- **WHAT THE TASK ASKS**
Search the data below for the string "styles". Extract every line that contains it.

** Start of EXERCISE INPUT **

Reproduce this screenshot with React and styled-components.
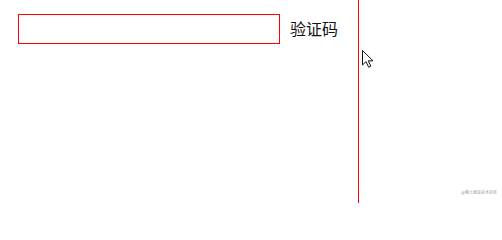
import React from "react";
import styled, { createGlobalStyle } from "styled-components";

const Global = createGlobalStyle`
  html, body { margin: 0; padding: 0; background: #fff; }
  body { font-family: "Noto Sans CJK SC", "Noto Sans", sans-serif; }
`;

const Page = styled.div`
  position: relative;
  width: 502px;
  height: 203px;
  display: flex;
  overflow: hidden;
  background: #fff;
`;

const Left = styled.div`
  width: 358px;
  flex: none;
  box-sizing: border-box;
  padding: 14px 0 0 18px;
`;

const Divider = styled.div`
  width: 1px;
  flex: none;
  align-self: stretch;
  background: #ff0000;
`;

const Row = styled.div`
  display: flex;
  align-items: center;
  gap: 11px;
`;

const Input = styled.input`
  box-sizing: border-box;
  width: 262px;
  height: 30px;
  margin: 0;
  border: 1px solid #ff0000;
  outline: none;
  padding: 0 6px;
  font-size: 14px;
  background: #fff;
`;

const Label = styled.span`
  font-size: 16px;
  line-height: 20px;
  color: #111;
  margin-top: -2px;
  margin-left: -1px;
`;

const Right = styled.div`
  flex: 1;
  position: relative;
`;

const Cursor = styled.svg`
  position: absolute;
  left: 3px;
  top: 50px;
`;

const Watermark = styled.span`
  position: absolute;
  right: 5px;
  bottom: 8px;
  font-size: 4px;
  line-height: 5px;
  color: #9a9a9a;
  white-space: nowrap;
`;

export default function App() {
  return (
    <>
      <Global />
      <Page>
        <Left>
          <Row>
            <Input type="text" />
            <Label>验证码</Label>
          </Row>
        </Left>
        <Divider />
        <Right>
          <Cursor width="13" height="18" viewBox="0 0 13 18">
            <path
              d="M0.5 0.5 L0.5 15 L4 11.6 L6.6 17.2 L8.8 16.2 L6.3 10.8 L11 10.8 Z"
              fill="#fff"
              stroke="#111"
              strokeWidth="1"
              strokeLinejoin="miter"
            />
          </Cursor>
          <Watermark>@稀土掘金技术社区</Watermark>
        </Right>
      </Page>
    </>
  );
}
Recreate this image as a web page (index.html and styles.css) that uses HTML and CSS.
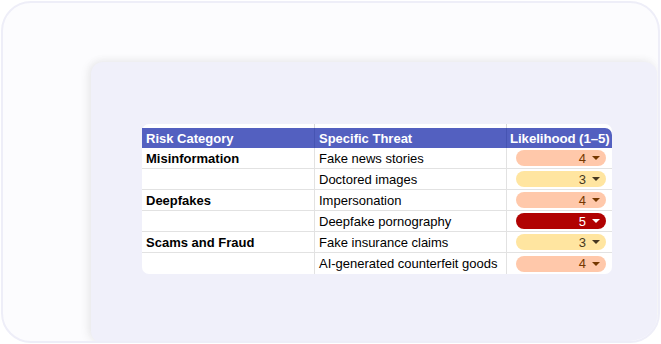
FILE: index.html
```html
<!DOCTYPE html>
<html>
<head>
<meta charset="utf-8">
<link rel="stylesheet" href="styles.css">
</head>
<body>
<div class="card">
  <div class="panel">
    <div class="sheet">
      <div class="row head">
        <div class="cell c1">Risk Category</div>
        <div class="cell c2">Specific Threat</div>
        <div class="cell c3 hc">Likelihood (1–5)</div>
      </div>
      <div class="row">
        <div class="cell c1 cat">Misinformation</div>
        <div class="cell c2">Fake news stories</div>
        <div class="cell c3"><span class="pill p4">4<i class="caret"></i></span></div>
      </div>
      <div class="row">
        <div class="cell c1"></div>
        <div class="cell c2">Doctored images</div>
        <div class="cell c3"><span class="pill p3">3<i class="caret"></i></span></div>
      </div>
      <div class="row">
        <div class="cell c1 cat">Deepfakes</div>
        <div class="cell c2">Impersonation</div>
        <div class="cell c3"><span class="pill p4">4<i class="caret"></i></span></div>
      </div>
      <div class="row">
        <div class="cell c1"></div>
        <div class="cell c2">Deepfake pornography</div>
        <div class="cell c3"><span class="pill p5">5<i class="caret"></i></span></div>
      </div>
      <div class="row">
        <div class="cell c1 cat">Scams and Fraud</div>
        <div class="cell c2">Fake insurance claims</div>
        <div class="cell c3"><span class="pill p3">3<i class="caret"></i></span></div>
      </div>
      <div class="row last">
        <div class="cell c1"></div>
        <div class="cell c2">AI-generated counterfeit goods</div>
        <div class="cell c3"><span class="pill p4">4<i class="caret"></i></span></div>
      </div>
    </div>
  </div>
</div>
</body>
</html>
```
FILE: styles.css
```css
html, body {
  margin: 0;
  padding: 0;
  background: #ffffff;
}
body {
  width: 661px;
  height: 344px;
  overflow: hidden;
  font-family: "Liberation Sans", Arial, sans-serif;
}
.card {
  position: relative;
  box-sizing: border-box;
  margin: 1px 0 0 1px;
  width: 659px;
  height: 342px;
  border: 2px solid #eeeef8;
  border-radius: 30px;
  background: #fcfcfe;
  overflow: hidden;
}
.panel {
  position: absolute;
  left: 88px;
  top: 59px;
  width: 566px;
  height: 281px;
  box-sizing: border-box;
  background: #f0f0fa;
  border-radius: 12px 12px 26px 12px;
  box-shadow: -3px 0 10px rgba(0, 0, 0, 0.07), 0 -3px 8px rgba(0, 0, 0, 0.03);
  padding: 62px 0 0 51px;
}
.sheet {
  width: 470px;
  background: #ffffff;
  border-radius: 7px;
  padding-top: 4px;
  font-size: 13px;
  color: #000;
  position: relative;
}
.sheet::before {
  content: "";
  position: absolute;
  left: 172px;
  top: 0;
  width: 1px;
  height: 4px;
  background: #d8d8d8;
}
.sheet::after {
  content: "";
  position: absolute;
  left: 364px;
  top: 0;
  width: 1px;
  height: 4px;
  background: #d8d8d8;
}
.row {
  display: grid;
  grid-template-columns: 173px 192px 105px;
  height: 21px;
  border-bottom: 1px solid #e2e2e2;
  box-sizing: border-box;
}
.row.last {
  border-bottom: none;
}
.row.head {
  background: #5360c0;
  color: #ffffff;
  font-weight: bold;
  height: 20px;
  border-bottom: none;
  border-top-right-radius: 7px;
}
.cell {
  display: flex;
  align-items: center;
  padding: 0 4px;
  white-space: nowrap;
  border-right: 1px solid #e2e2e2;
  box-sizing: border-box;
}
.head .cell {
  border-right: 1px solid #4654b2;
}
.cell.c3 {
  border-right: none;
  overflow: visible;
  padding-left: 9px;
}
.head .cell.hc {
  padding: 0 0 0 3px;
  font-size: 13.3px;
  letter-spacing: -0.1px;
}
.cat {
  font-weight: bold;
}
.pill {
  display: flex;
  align-items: center;
  justify-content: flex-end;
  width: 90px;
  height: 16px;
  border-radius: 8px;
  box-sizing: border-box;
  padding-right: 6px;
  font-size: 13px;
}
.caret {
  display: inline-block;
  width: 0;
  height: 0;
  margin-left: 6px;
  border-left: 4px solid transparent;
  border-right: 4px solid transparent;
  border-top: 4px solid currentColor;
}
.p4 {
  background: #ffc8aa;
  color: #753800;
}
.p3 {
  background: #ffe5a0;
  color: #473821;
}
.p5 {
  background: #b10202;
  color: #ffffff;
}
```
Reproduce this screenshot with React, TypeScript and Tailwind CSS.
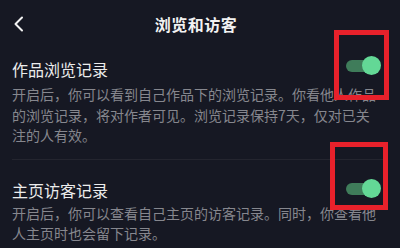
import React from 'react';

interface Setting {
  title: string;
  desc: string;
}

const settings: Setting[] = [
  {
    title: '作品浏览记录',
    desc: '开启后，你可以看到自己作品下的浏览记录。你看他人作品的浏览记录，将对作者可见。浏览记录保持7天，仅对已关注的人有效。',
  },
  {
    title: '主页访客记录',
    desc: '开启后，你可以查看自己主页的访客记录。同时，你查看他人主页时也会留下记录。',
  },
];

function Toggle() {
  return (
    <div className="relative flex h-[20px] w-[35px] items-center">
      <div className="h-[12px] w-[30px] rounded-full bg-[#3f7c5a]" />
      <div className="absolute right-0 top-0 h-[19px] w-[19px] rounded-full bg-[#63d896]" />
    </div>
  );
}

export default function App() {
  return (
    <div
      className="relative h-[248px] w-[400px] overflow-hidden bg-[#161823] text-[#ececec]"
      style={{ fontFamily: '"Noto Sans CJK SC", "Noto Sans", sans-serif' }}
    >
      <header className="grid h-[44px] grid-cols-[44px_1fr_44px] items-center pt-[3px]">
        <div className="flex justify-center pr-[6px]">
          <svg width="12" height="16" viewBox="0 0 12 16" fill="none">
            <polyline points="9,1.5 2.5,8 9,14.5" stroke="#f2f2f2" strokeWidth="2" strokeLinecap="round" strokeLinejoin="round" />
          </svg>
        </div>
        <h1 className="text-center text-[16px] font-bold tracking-[0.5px] text-[#f2f2f2] pr-[8px]">浏览和访客</h1>
        <div />
      </header>

      <section className="px-3 pt-[13px]">
        <div className="flex items-center justify-between">
          <h2 className="text-[16px] leading-[24px]">{settings[0].title}</h2>
          <div className="mr-[7px] -mt-[6px]">
            <Toggle />
          </div>
        </div>
        <p className="mt-[3px] pr-[8px] text-[14px] leading-[20.5px] text-[#86878e]">{settings[0].desc}</p>
        <div className="mt-[13px] h-px bg-[#24252f]" />
      </section>

      <section className="px-3 pt-[18px]">
        <div className="flex items-center justify-between">
          <h2 className="text-[16px] leading-[24px]">{settings[1].title}</h2>
          <div className="mr-[7px] -mt-[2px]">
            <Toggle />
          </div>
        </div>
        <p className="mt-[1px] pr-[8px] text-[14px] leading-[20.5px] text-[#86878e]">{settings[1].desc}</p>
      </section>

      {/* annotation boxes over the toggles */}
      <div className="absolute left-[334px] top-[30px] h-[70px] w-[55px] border-[5px] border-[#e8212b]" />
      <div className="absolute left-[330px] top-[142px] h-[68px] w-[58px] border-[5px] border-[#e8212b]" />
    </div>
  );
}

** End of EXERCISE INPUT **

- **TASK SOLUTION**
Recreate this image as a web page (index.html and styles.css) that uses HTML and CSS.
<link rel="stylesheet" href="styles.css">
FILE: styles.css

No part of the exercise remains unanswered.